Data lines ▸
[start]

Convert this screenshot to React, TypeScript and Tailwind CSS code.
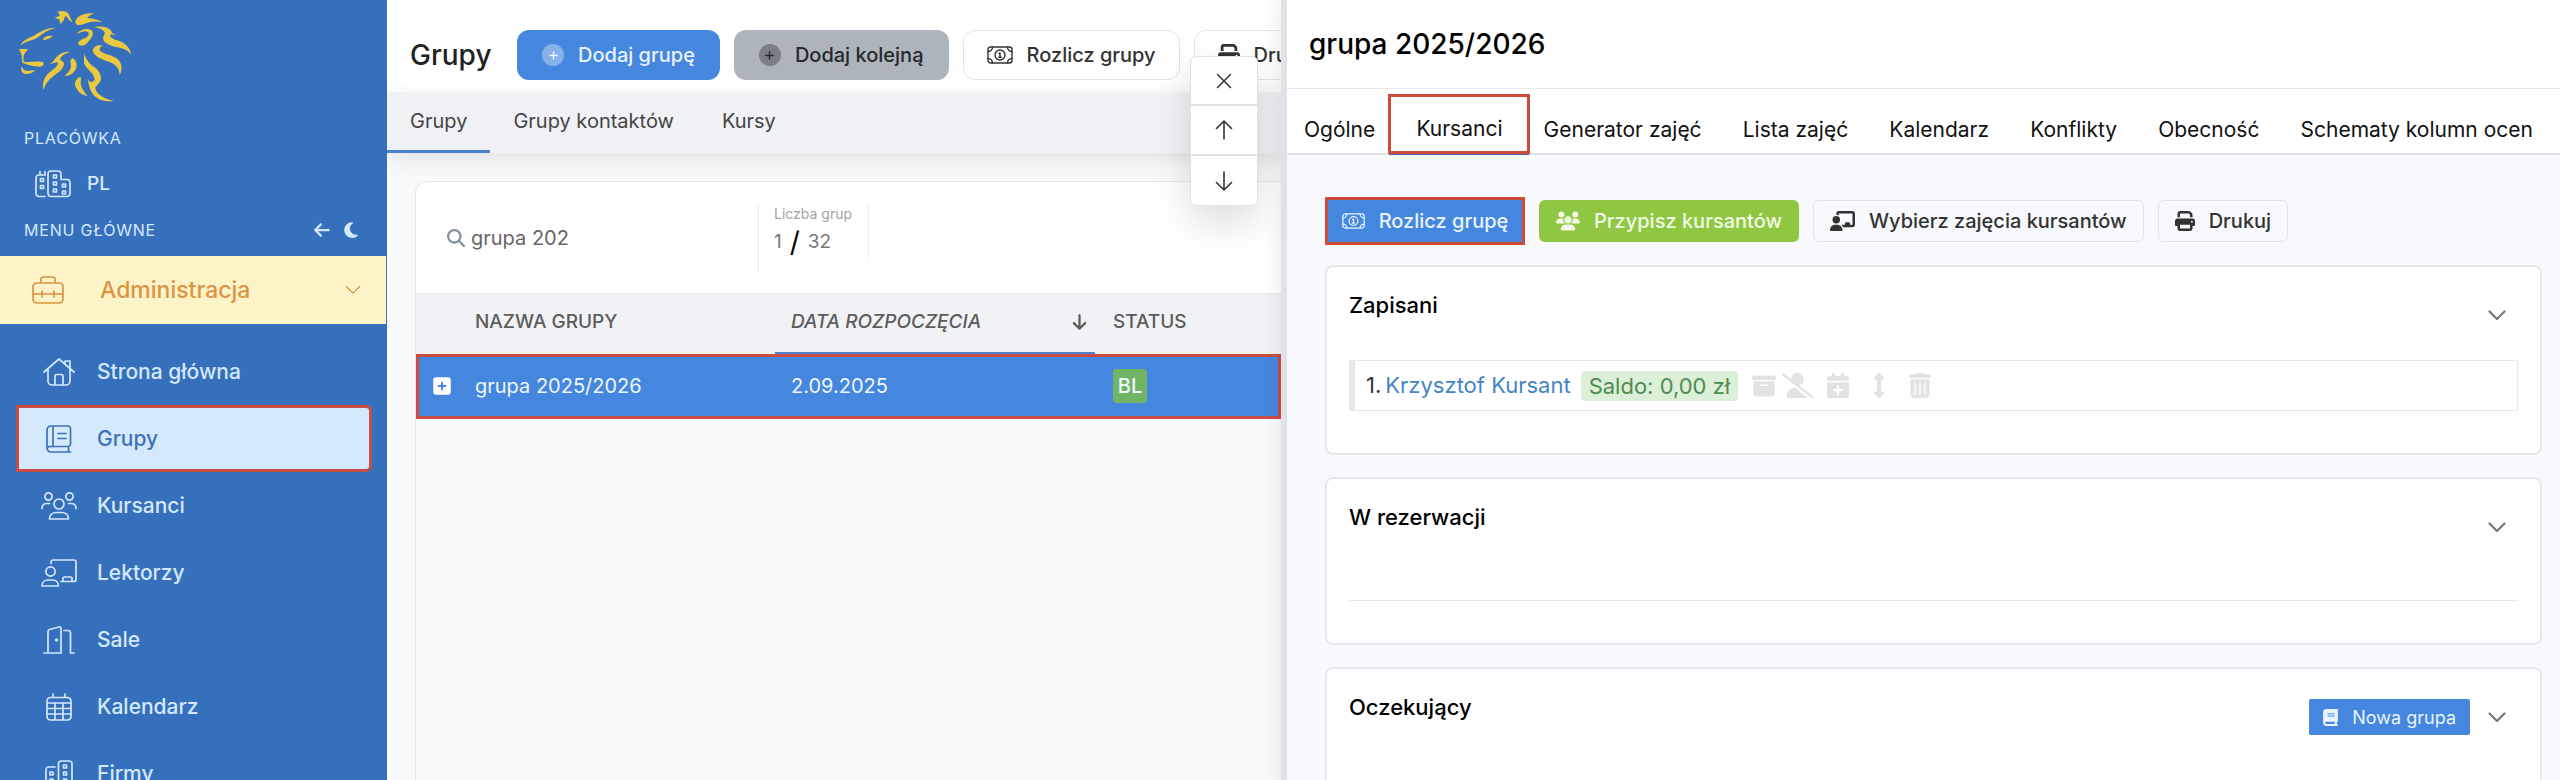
import type { ReactNode } from "react";
import {
  FaArrowDown,
  FaArrowLeft,
  FaBook,
  FaBoxArchive,
  FaCalendarPlus,
  FaChalkboardUser,
  FaMagnifyingGlass,
  FaMoon,
  FaPlus,
  FaPrint,
  FaSquarePlus,
  FaTrashCan,
  FaUserSlash,
  FaUsers,
} from "react-icons/fa6";
import { FaArrowsAltV } from "react-icons/fa";

type LineIconProps = { viewBox: string; className: string; children: ReactNode; strokeWidth?: number };

function LineIcon({ viewBox, className, children, strokeWidth = 1.7 }: LineIconProps) {
  return (
    <svg
      viewBox={viewBox}
      className={className}
      fill="none"
      stroke="currentColor"
      strokeWidth={strokeWidth}
      strokeLinecap="round"
      strokeLinejoin="round"
      aria-hidden="true"
    >
      {children}
    </svg>
  );
}

function LionLogo() {
  return (
    <svg viewBox="54 28 342 280" className="h-[94px] w-[114px]" fill="#eac83f" role="img" aria-label="Logo">
      <path d="M62 136C68 120 84 116 98 109C118 98 138 82 168 83C148 88 134 96 122 106C112 114 104 118 94 121C82 125 72 128 62 136Z" />
      <path d="M128 120C132 108 144 106 158 108C150 116 140 120 128 120Z" />
      <path d="M58 147L84 147C80 154 76 158 72 164C70 172 70 178 71 185C90 188 106 182 128 186C134 192 130 198 122 200C104 200 86 196 68 189C64 180 68 168 62 158Z" />
      <path d="M64 198C68 208 74 212 82 213C90 213 98 211 106 211C98 219 88 223 76 222C66 220 62 212 64 198Z" />
      <path d="M172 36C186 30 204 34 208 46C210 54 214 58 217 66C206 62 204 52 196 48C192 52 196 60 180 73C180 62 182 58 164 54C172 50 178 48 180 44Z" />
      <path d="M226 68C226 50 250 38 282 39C274 44 266 48 262 54C276 56 294 58 306 67C284 62 268 66 252 72C240 77 228 76 226 68Z" />
      <path d="M229 102C238 90 260 82 274 90C284 100 276 114 262 128C254 138 240 140 235 132C234 122 246 118 256 114C264 110 270 102 264 96C256 90 242 96 229 102Z" />
      <path d="M281 82C300 76 330 82 334 94C336 100 342 104 350 106C340 106 330 100 330 108C336 120 358 120 372 130C384 140 392 150 393 164C384 150 372 146 352 142C334 138 312 130 309 116C310 104 318 102 312 94C304 86 294 84 281 82Z" />
      <path d="M278 152C280 138 296 132 310 138C298 140 296 148 304 155C318 164 344 166 356 180C368 196 366 214 359 225C358 206 350 196 334 188C314 180 282 172 278 152Z" />
      <path d="M252 160C258 178 266 188 278 198C292 206 302 218 303 236C301 250 288 256 286 264C288 282 314 298 342 302C318 308 292 300 278 282C268 268 266 250 263 238C270 248 278 248 284 240C286 222 258 208 252 190Z" />
      <path d="M209 156C190 152 172 166 164 178C160 186 154 190 150 192C160 192 168 184 174 188C174 204 148 212 138 228C128 244 128 258 130 270C136 252 144 240 158 230C174 218 192 208 192 190C190 182 180 182 180 176C186 166 196 160 209 156Z" />
      <path d="M217 174C230 182 234 196 226 210C218 222 208 228 194 228C206 216 216 206 212 192C210 184 212 178 217 174Z" />
      <path d="M240 230C226 236 220 252 230 266C238 280 248 284 263 288C252 274 242 262 242 246C242 240 246 234 240 230Z" />
    </svg>
  );
}

function BuildingsIcon({ className }: { className: string }) {
  return (
    <LineIcon viewBox="0 0 36 28" className={className}>
      <path d="M10 26.500H4a3 3 0 0 1-3-3V8a3 3 0 0 1 3-3h6M5 5V1.500M10 5V1.500" />
      <path d="M13 23.500V4a3 3 0 0 1 3-3h7a3 3 0 0 1 3 3v5.500h6a3 3 0 0 1 3 3v11a3 3 0 0 1-3 3H16a3 3 0 0 1-3-3Z" />
      <path d="M5.500 8.500h3v3h-3zM5.500 15.500h3v3h-3zM18.500 5h3v3h-3zM18.500 12h3v3h-3zM18.500 19h3v3h-3zM27.500 14h3v3h-3zM27.500 21h3v3h-3z" />
    </LineIcon>
  );
}

function BriefcaseIcon() {
  return (
    <LineIcon viewBox="0 0 32 28" className="h-7 w-8">
      <path d="M9 7V3a2 2 0 0 1 2-2h10a2 2 0 0 1 2 2v4M5 7h22a4 4 0 0 1 4 4v12a4 4 0 0 1-4 4H5a4 4 0 0 1-4-4V11a4 4 0 0 1 4-4ZM1 18h30M10 15v6M22 15v6" />
    </LineIcon>
  );
}

function HomeIcon() {
  return (
    <LineIcon viewBox="0 0 32 28" className="h-7 w-8">
      <path d="M1 14 16 1l15 13M5 11v12a4 4 0 0 0 4 4h14a4 4 0 0 0 4-4V11M22 5.500V3h5v7M12 27v-9a1.500 1.500 0 0 1 1.500-1.500h5A1.500 1.500 0 0 1 20 18v9" />
    </LineIcon>
  );
}

function BookIcon() {
  return (
    <LineIcon viewBox="0 0 26 28" className="h-7 w-[26px]">
      <path d="M24.500 27H5a4 4 0 0 1-4-4V5a4 4 0 0 1 4-4h17a2.500 2.500 0 0 1 2.500 2.500V19a2.500 2.500 0 0 1-2.500 2.500H4.500A3 3 0 0 0 1 24M7 1v20.500M22.500 21.500V27M12 8.500h8M12 13.500h8" />
    </LineIcon>
  );
}

function UsersIcon() {
  return (
    <LineIcon viewBox="0 0 36 28" className="h-7 w-9">
      <circle cx="7.500" cy="4.500" r="3.600" />
      <circle cx="28.500" cy="4.500" r="3.600" />
      <circle cx="18" cy="12" r="5" />
      <path d="M1 16.500c0-3 2-5 5-5h2.500M35 16.500c0-3-2-5-5-5h-2.500M8.500 27c0-4 3-6.500 7-6.500h5c4 0 7 2.500 7 6.500Z" />
    </LineIcon>
  );
}

function TeacherIcon() {
  return (
    <LineIcon viewBox="0 0 36 28" className="h-7 w-9">
      <circle cx="9.500" cy="12.500" r="4.600" />
      <path d="M1 27c0-3.500 2.500-6 6-6h4.500c3.500 0 6 2.500 6 6ZM10 4.500V3a2 2 0 0 1 2-2h21a2 2 0 0 1 2 2v17.500a2 2 0 0 1-2 2H20M22 22.500v-3a1.500 1.500 0 0 1 1.500-1.500h6a1.500 1.500 0 0 1 1.500 1.500v3" />
    </LineIcon>
  );
}

function DoorIcon() {
  return (
    <LineIcon viewBox="0 0 32 28" className="h-7 w-8">
      <path d="M1 27h17V2.500A1.500 1.500 0 0 0 16 1L6.500 3.500A2 2 0 0 0 5 5.500V27M21 4.500h4a2.500 2.500 0 0 1 2.500 2.500v20H31" />
      <circle cx="13.500" cy="14" r="0.800" fill="currentColor" />
    </LineIcon>
  );
}

function CalendarIcon() {
  return (
    <LineIcon viewBox="0 0 26 28" className="h-7 w-[26px]">
      <path d="M4.500 4.500h17A3.500 3.500 0 0 1 25 8v15.500a3.500 3.500 0 0 1-3.500 3.500h-17A3.500 3.500 0 0 1 1 23.500V8a3.500 3.500 0 0 1 3.500-3.500ZM7 1v3.500M19 1v3.500M1 10h24M1 15.500h24M1 21h24M9 10v17M17 10v17" />
    </LineIcon>
  );
}

function OfficeIcon() {
  return (
    <LineIcon viewBox="0 0 28 28" className="h-7 w-7">
      <path d="M9 27H3.500A2.500 2.500 0 0 1 1 24.500V9.500A2.500 2.500 0 0 1 3.500 7H10M13.500 27V3.500A2.500 2.500 0 0 1 16 1h8.500A2.500 2.500 0 0 1 27 3.500v21a2.500 2.500 0 0 1-2.500 2.500Z" />
      <path d="M5 12h3v3H5zM5 19h3v3H5zM18.500 5h3v3h-3zM18.500 12h3v3h-3zM18.500 19h3v3h-3z" />
    </LineIcon>
  );
}

function BanknoteIcon({ className }: { className: string }) {
  return (
    <LineIcon viewBox="0 0 26 18" className={className} strokeWidth={1.400}>
      <rect x="1" y="1" width="24" height="16" rx="2.500" />
      <circle cx="13" cy="9" r="5" />
      <path d="M12 7.500l1-.5v4M11.800 11.300h2.400M1 5.500c2.500 0 4.500-2 4.500-4.500M25 5.500c-2.500 0-4.500-2-4.500-4.500M1 12.500c2.500 0 4.500 2 4.500 4.500M25 12.500c-2.500 0-4.500 2-4.500 4.500" />
    </LineIcon>
  );
}

function ChevronIcon({ className, strokeWidth }: { className: string; strokeWidth: number }) {
  return (
    <LineIcon viewBox="0 0 18 11" className={className} strokeWidth={strokeWidth}>
      <path d="M1.500 1.500 9 9l7.500-7.500" />
    </LineIcon>
  );
}

const menuItems = [
  { label: "Strona główna", icon: <HomeIcon /> },
  { label: "Grupy", icon: <BookIcon />, active: true },
  { label: "Kursanci", icon: <UsersIcon /> },
  { label: "Lektorzy", icon: <TeacherIcon /> },
  { label: "Sale", icon: <DoorIcon /> },
  { label: "Kalendarz", icon: <CalendarIcon /> },
  { label: "Firmy", icon: <OfficeIcon /> },
];

function Sidebar() {
  return (
    <aside className="flex h-full flex-col overflow-hidden bg-[#3670bd] text-[#d4e8fc]">
      <div className="px-[18px] pt-[9px]">
        <LionLogo />
      </div>
      <div className="mt-[21px] px-6 text-[16px] leading-7 tracking-wider">PLACÓWKA</div>
      <a href="#pl" className="mt-3 flex h-10 shrink-0 items-center gap-4 pl-[35px] text-[19px] font-medium">
        <BuildingsIcon className="h-7 w-9" />
        PL
      </a>
      <div className="mt-2 flex h-9 shrink-0 items-center justify-between pr-7 pl-6">
        <span className="text-[16px] tracking-wider">MENU GŁÓWNE</span>
        <span className="flex items-center gap-3">
          <button type="button" aria-label="Zwiń menu">
            <FaArrowLeft className="h-[18px] w-[18px]" />
          </button>
          <button type="button" aria-label="Tryb ciemny">
            <FaMoon className="h-[18px] w-4" />
          </button>
        </span>
      </div>
      <button
        type="button"
        className="mt-2 mr-px flex h-[68px] shrink-0 items-center bg-[#fcf3c7] pr-[25px] pl-8 text-[23px] font-medium text-[#dc9344]"
      >
        <BriefcaseIcon />
        <span className="ml-9 flex-1 text-left">Administracja</span>
        <ChevronIcon className="h-[10px] w-4" strokeWidth={1.400} />
      </button>
      <nav className="mt-[14px] flex flex-col pr-[15px] pl-4">
        {menuItems.map((item) => (
          <a
            key={item.label}
            href="#menu"
            className={
              item.active
                ? "flex h-[67px] shrink-0 items-center rounded-r-md border-3 border-[#c94c45] bg-[#d5e9fd] text-[21px] font-medium text-[#3f72b8]"
                : "flex h-[67px] shrink-0 items-center border-3 border-transparent text-[21px] font-medium"
            }
          >
            <span className="ml-[18px] flex w-11 justify-center">{item.icon}</span>
            <span className="ml-4">{item.label}</span>
          </a>
        ))}
      </nav>
    </aside>
  );
}

function GroupsPanel() {
  return (
    <main className="relative h-full overflow-hidden bg-[#f8f9fb]">
      <div className="flex h-full flex-col">
        <header className="flex h-[92px] shrink-0 items-center bg-white pt-[30px] pb-3 pl-[23px] whitespace-nowrap">
          <h1 className="w-[107px] shrink-0 text-[28px] font-medium text-[#222]">Grupy</h1>
          <div className="flex gap-[14px] text-[20px] font-medium">
            <button
              type="button"
              className="flex h-[50px] items-center gap-[14px] rounded-xl bg-[#4587de] px-[25px] text-[#e8f3ff]"
            >
              <span className="flex h-[22px] w-[22px] items-center justify-center rounded-full bg-white/35">
                <FaPlus className="h-[11px] w-[11px]" />
              </span>
              Dodaj grupę
            </button>
            <button
              type="button"
              className="flex h-[50px] items-center gap-[14px] rounded-xl bg-[#aeb4bc] px-[25px] text-[#26282c]"
            >
              <span className="flex h-[22px] w-[22px] items-center justify-center rounded-full bg-[#7b7e85]">
                <FaPlus className="h-[11px] w-[11px]" />
              </span>
              Dodaj kolejną
            </button>
            <button
              type="button"
              className="flex h-[50px] items-center gap-[14px] rounded-xl border border-[#e2e4e8] bg-white px-[23px] text-[#333]"
            >
              <BanknoteIcon className="h-[18px] w-[26px]" />
              Rozlicz grupy
            </button>
            <button
              type="button"
              className="flex h-[50px] items-center gap-[14px] rounded-xl border border-[#e2e4e8] bg-white px-[23px] text-[#333]"
            >
              <FaPrint className="h-[22px] w-[22px]" />
              Drukuj
            </button>
          </div>
        </header>
        <nav className="z-10 flex h-[61px] shrink-0 bg-[#f1f2f5] text-[20px] text-[#444] shadow-[0_6px_20px_rgba(0,0,0,0.09)]">
          <a href="#grupy" className="flex items-center border-b-3 border-[#4a82cc] px-[23px]">
            Grupy
          </a>
          <a href="#kontakty" className="flex items-center border-b-3 border-transparent px-[23px]">
            Grupy kontaktów
          </a>
          <a href="#kursy" className="flex items-center border-b-3 border-transparent px-[25px]">
            Kursy
          </a>
        </nav>
        <section className="mt-7 ml-7 flex-1 rounded-tl-xl border-t border-l border-[#e4e6ea]">
          <div className="flex h-[111px] rounded-tl-xl bg-white pt-[22px] pl-[31px]">
            <label className="flex h-[67px] w-[312px] items-center gap-[6px] border-r border-[#ebebeb]">
              <FaMagnifyingGlass className="h-[18px] w-[18px] text-[#8590a3]" />
              <input
                type="text"
                aria-label="Szukaj"
                defaultValue="grupa 202"
                className="w-64 bg-transparent text-[20px] text-[#666] outline-none"
              />
            </label>
            <div className="flex h-[54px] w-[110px] flex-col border-r border-[#ebebeb] pl-[15px]">
              <span className="text-[14px] leading-5 text-[#a3a3a3]">Liczba grup</span>
              <span className="flex items-center gap-2 text-[19px] leading-9 text-[#777]">
                1 <span className="text-[28px] text-black">/</span> 32
              </span>
            </div>
          </div>
          <table className="w-full table-fixed border-collapse text-left text-[20px]">
            <colgroup>
              <col className="w-[359px]" />
              <col className="w-[320px]" />
              <col />
            </colgroup>
            <thead className="text-[19px] text-[#5c5c5c]">
              <tr className="h-[60px] border-t border-[#e4e6ea] bg-[#f1f2f5]">
                <th className="pb-1 pl-[59px] font-medium">NAZWA GRUPY</th>
                <th className="pr-2 pb-1 pl-4 font-medium italic shadow-[inset_0_-2px_0_#4a82cc]">
                  <span className="flex items-center justify-between">
                    DATA ROZPOCZĘCIA
                    <FaArrowDown className="h-[18px] w-[15px]" />
                  </span>
                </th>
                <th className="pb-1 pl-[18px] font-medium">STATUS</th>
              </tr>
            </thead>
            <tbody>
              <tr className="h-[65px] bg-[#4587de] text-[#eef6ff] outline-3 -outline-offset-3 outline-[#c94c45]">
                <td className="pl-[17px]">
                  <span className="flex items-center gap-[24px]">
                    <FaSquarePlus className="h-5 w-[18px] text-white" />
                    grupa 2025/2026
                  </span>
                </td>
                <td className="px-4">2.09.2025</td>
                <td className="pl-[18px]">
                  <span className="flex h-[34px] w-[34px] items-center justify-center rounded-sm bg-[#6fb565] font-medium">
                    BL
                  </span>
                </td>
              </tr>
            </tbody>
          </table>
        </section>
      </div>
      <div className="absolute top-14 right-[23px] z-20 flex w-[68px] flex-col divide-y-2 divide-[#e0e1e5] rounded-md border border-[#e0e1e5] bg-white text-[#333] shadow-[0_16px_40px_rgba(0,0,0,0.14)]">
        <button type="button" aria-label="Zamknij" className="flex h-[49px] items-center justify-center">
          <LineIcon viewBox="0 0 16 16" className="h-4 w-4" strokeWidth={1.500}>
            <path d="m1.500 1.500 13 13M14.500 1.500l-13 13" />
          </LineIcon>
        </button>
        <button type="button" aria-label="W górę" className="flex h-[50px] items-center justify-center">
          <LineIcon viewBox="0 0 18 20" className="h-5 w-[18px]" strokeWidth={1.600}>
            <path d="M9 19V1M1.500 8.500 9 1l7.500 7.500" />
          </LineIcon>
        </button>
        <button type="button" aria-label="W dół" className="flex h-[49px] items-center justify-center">
          <LineIcon viewBox="0 0 18 20" className="h-5 w-[18px]" strokeWidth={1.600}>
            <path d="M9 1v18M1.500 11.500 9 19l7.500-7.500" />
          </LineIcon>
        </button>
      </div>
    </main>
  );
}

const detailTabs = [
  "Generator zajęć",
  "Lista zajęć",
  "Kalendarz",
  "Konflikty",
  "Obecność",
  "Schematy kolumn ocen",
];

function Card({ title, action, children }: { title: string; action?: ReactNode; children?: ReactNode }) {
  return (
    <section className="rounded-lg border-2 border-[#e6e8eb] bg-white px-[22px] pt-[22px] pb-[42px]">
      <div className="flex items-start justify-between">
        <h3 className="text-[22px] leading-8 font-medium text-black">{title}</h3>
        <div className="mt-2 mr-3 flex h-9 items-center gap-[18px]">
          {action}
          <button type="button" aria-label={`Rozwiń: ${title}`}>
            <ChevronIcon className="h-[11px] w-[18px] text-[#777]" strokeWidth={2.200} />
          </button>
        </div>
      </div>
      {children}
    </section>
  );
}

function DetailPanel() {
  return (
    <section className="z-30 flex h-full flex-col overflow-hidden border-l-6 border-[#e0e2e7] bg-[#f8f9fc] whitespace-nowrap shadow-[-4px_0_16px_rgba(0,0,0,0.07)]">
      <header className="flex h-[89px] shrink-0 items-center border-b border-[#e6e7ea] bg-white pl-[22px]">
        <h2 className="text-[28px] font-medium text-black">grupa 2025/2026</h2>
      </header>
      <nav className="flex h-[66px] shrink-0 justify-between border-b-2 border-[#dfe0e4] bg-white pt-[5px] pr-[27px] pl-[17px] text-[21px] text-[#111]">
        <a href="#ogolne" className="flex items-center pt-3">
          Ogólne
        </a>
        <a
          href="#kursanci"
          className="-mx-7 flex h-[60px] items-center border-3 border-[#d04a3c] px-[25px] pt-[9px] shadow-[0_2px_0_-1px_#4a5fae]"
        >
          Kursanci
        </a>
        {detailTabs.map((tab) => (
          <a key={tab} href="#tab" className="flex items-center pt-3">
            {tab}
          </a>
        ))}
      </nav>
      <div className="flex flex-col gap-[22px] pt-[42px] pr-[18px] pl-[38px]">
        <div className="-mb-0.5 flex items-center gap-[14px] text-[20px] font-medium text-[#333]">
          <button
            type="button"
            className="flex h-12 w-[200px] items-center justify-center gap-[14px] border-3 border-[#d04a3c] bg-[#4587de] text-[#e8f3ff]"
          >
            <BanknoteIcon className="h-4 w-[23px]" />
            Rozlicz grupę
          </button>
          <button
            type="button"
            className="flex h-[42px] items-center gap-[14px] rounded-md bg-[#8fc742] px-[17px] text-[#f2fbe4]"
          >
            <FaUsers className="h-5 w-6" />
            Przypisz kursantów
          </button>
          <button
            type="button"
            className="flex h-[42px] items-center gap-[14px] rounded-md border border-[#e0e2e6] px-4"
          >
            <FaChalkboardUser className="h-5 w-[25px]" />
            Wybierz zajęcia kursantów
          </button>
          <button
            type="button"
            className="flex h-[42px] items-center gap-[14px] rounded-md border border-[#e0e2e6] px-4"
          >
            <FaPrint className="h-5 w-5" />
            Drukuj
          </button>
        </div>
        <Card title="Zapisani">
          <div className="mt-[27px] flex h-[51px] items-center border border-l-6 border-[#e8e8e8] pl-[11px] text-[22px]">
            <span className="text-[#333]">1.</span>
            <a href="#kursant" className="ml-1 text-[#4584c6]">
              Krzysztof Kursant
            </a>
            <span className="ml-[10px] rounded-sm bg-[#dcefd8] px-2 leading-[30px] text-[#4f8a50]">Saldo: 0,00 zł</span>
            <span className="ml-[14px] flex items-center text-[#e2e2e2]">
              <FaBoxArchive className="h-6 w-6" />
              <FaUserSlash className="ml-[6px] h-[25px] w-[31px]" />
              <FaCalendarPlus className="ml-[14px] h-[25px] w-[22px]" />
              <FaArrowsAltV className="ml-[22px] h-[25px] w-4" />
              <FaTrashCan className="ml-[22px] h-[25px] w-[22px]" />
            </span>
          </div>
        </Card>
        <Card title="W rezerwacji">
          <div className="mt-[55px] border-t border-[#e8e9eb]" />
        </Card>
        <Card
          title="Oczekujący"
          action={
            <button
              type="button"
              className="flex h-9 items-center gap-[14px] rounded-xs bg-[#4587de] px-[14px] text-[18px] text-[#e8f3ff]"
            >
              <FaBook className="h-[17px] w-[15px]" />
              Nowa grupa
            </button>
          }
        >
          <div className="mt-[55px] border-t border-[#e8e9eb]" />
        </Card>
      </div>
    </section>
  );
}

export default function App() {
  return (
    <div className="grid h-screen grid-cols-[387px_minmax(0,894fr)_minmax(0,1279fr)] overflow-hidden bg-white font-['Inter','Noto_Sans',sans-serif]">
      <Sidebar />
      <GroupsPanel />
      <DetailPanel />
    </div>
  );
}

[end]

Exercise brief ▸ Repeat only what lies between the start of the data and the end of the line containing "string; className: string;", exactly, with pictures left out.

Solved exercise ▸
Convert this screenshot to React, TypeScript and Tailwind CSS code.
import type { ReactNode } from "react";
import {
  FaArrowDown,
  FaArrowLeft,
  FaBook,
  FaBoxArchive,
  FaCalendarPlus,
  FaChalkboardUser,
  FaMagnifyingGlass,
  FaMoon,
  FaPlus,
  FaPrint,
  FaSquarePlus,
  FaTrashCan,
  FaUserSlash,
  FaUsers,
} from "react-icons/fa6";
import { FaArrowsAltV } from "react-icons/fa";

type LineIconProps = { viewBox: string; className: string; children: ReactNode; strokeWidth?: number };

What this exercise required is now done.